Was big data in GIS ever a thing?

When we talk about big data in geospatial and GIS, it tends to open up quite the debate.

On one hand, you have the promise of detailed insights and the ability to understand our world in ways we’ve never imagined.

On the other, there’s the stark reality that not every geospatial use case requires the heavy artillery of big data solutions.

In the data space, geospatial and otherwise, many have fallen into the trap of the wave of big data hype. There’s this prevailing notion that large datasets are the key to solving all analytical challenges.

Yet, as Jordan Tigani eloquently pointed out in his piece “Big Data is Dead,” this narrative often misses the mark. Not every organization is drowning in data so vast that it necessitates distributed systems like Hadoop or Spark.

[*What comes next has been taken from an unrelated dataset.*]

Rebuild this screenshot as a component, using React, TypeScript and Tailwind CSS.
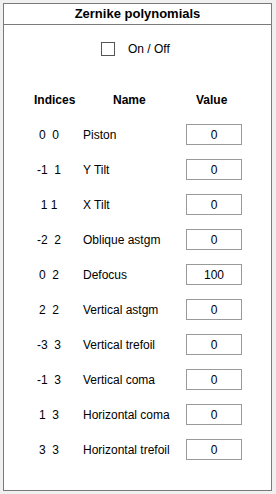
import { useState } from "react";

type Term = { idx: string; name: string; value: string };

const TERMS: Term[] = [
  { idx: "0  0", name: "Piston", value: "0" },
  { idx: "-1  1", name: "Y Tilt", value: "0" },
  { idx: "1 1", name: "X Tilt", value: "0" },
  { idx: "-2  2", name: "Oblique astgm", value: "0" },
  { idx: "0  2", name: "Defocus", value: "100" },
  { idx: "2  2", name: "Vertical astgm", value: "0" },
  { idx: "-3  3", name: "Vertical trefoil", value: "0" },
  { idx: "-1  3", name: "Vertical coma", value: "0" },
  { idx: "1  3", name: "Horizontal coma", value: "0" },
  { idx: "3  3", name: "Horizontal trefoil", value: "0" },
];

export default function App() {
  const [on, setOn] = useState(false);
  const [values, setValues] = useState(TERMS.map((t) => t.value));

  return (
    <div className="h-[494px] w-[276px] bg-[#f0f0f0] pl-[3px] pt-[3px] font-['Liberation_Sans',Arial,sans-serif] text-[12px] text-black">
      <div className="flex h-[488px] w-[269px] flex-col border border-[#7a7a7a] bg-white">
        <div className="flex h-[21px] items-center justify-center border-b border-[#7a7a7a] text-[13px] font-bold">
          Zernike polynomials
        </div>

        <div className="flex items-center pl-[97px] pt-[15px]">
          <button
            onClick={() => setOn((v) => !v)}
            className="flex h-[14px] w-[14px] items-center justify-center border border-[#555] bg-white text-[10px] leading-none"
          >
            {on ? "✓" : null}
          </button>
          <span className="ml-[13px]">On / Off</span>
        </div>

        <div className="mt-[32px] flex h-[20px] items-center font-bold">
          <span className="ml-[30px] w-[79px]">Indices</span>
          <span className="w-[83px]">Name</span>
          <span>Value</span>
        </div>

        <div className="mt-[7px] flex flex-col">
          {TERMS.map((t, i) => (
            <div key={t.name} className="flex h-[35px] items-center">
              <span className="ml-[25px] w-[40px] whitespace-pre text-center">{t.idx}</span>
              <span className="ml-[14px] w-[103px]">{t.name}</span>
              <input
                value={values[i]}
                onChange={(e) => setValues((vs) => vs.map((v, j) => (j === i ? e.target.value : v)))}
                className="h-[21px] w-[56px] border border-[#9a9a9a] bg-white text-center text-[12px] outline-none"
              />
            </div>
          ))}
        </div>
      </div>
    </div>
  );
}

In fact, a surprising number of businesses have data needs that fall comfortably within the capabilities of more traditional architectures. Plenty of businesses handle data well under 100GB for their usual workloads (workloads being analytical use cases, not total data stored).

Sure, there are outliers with petabytes stored away, but even these giants seldom process more than a small subset for their queries.

The allure of big data often overshadows the practicality of these traditional systems. Why fix what isn’t broken? For many, they are better off leveraging a simple architecture for their geospatial data needs.

The thing that is changing is that everyone can take advantage of the best of both worlds – the architecture of the “big data systems” can still benefit even modest data volumes. More on this later…

At its core, geospatial data can be categorized into two primary types: raster and vector (many of you know this but it bears repeating for new readers). Each comes with its own set of characteristics and challenges.

Raster data, such as satellite imagery, is pixel-based and often involves large datasets given its high-resolution detail. When I say pixels I mean literal pixels as these are in fact images. IMO raster data at a planetary level is the original big data in the spatial world. And images are surprisingly efficient at storing this data.

On the other hand, vector data deals with points, lines, and polygons to represent features like roads, boundaries, and cities. As a data type this can actually get quite large (more on that later).

It is here that we see one major issue: integrating these two types of data to extract valuable insights is no small feat. Sure clipping a raster by a polygon is a trivial task, but zonal stats on multiple polygons with data changing over time? That can be tricky.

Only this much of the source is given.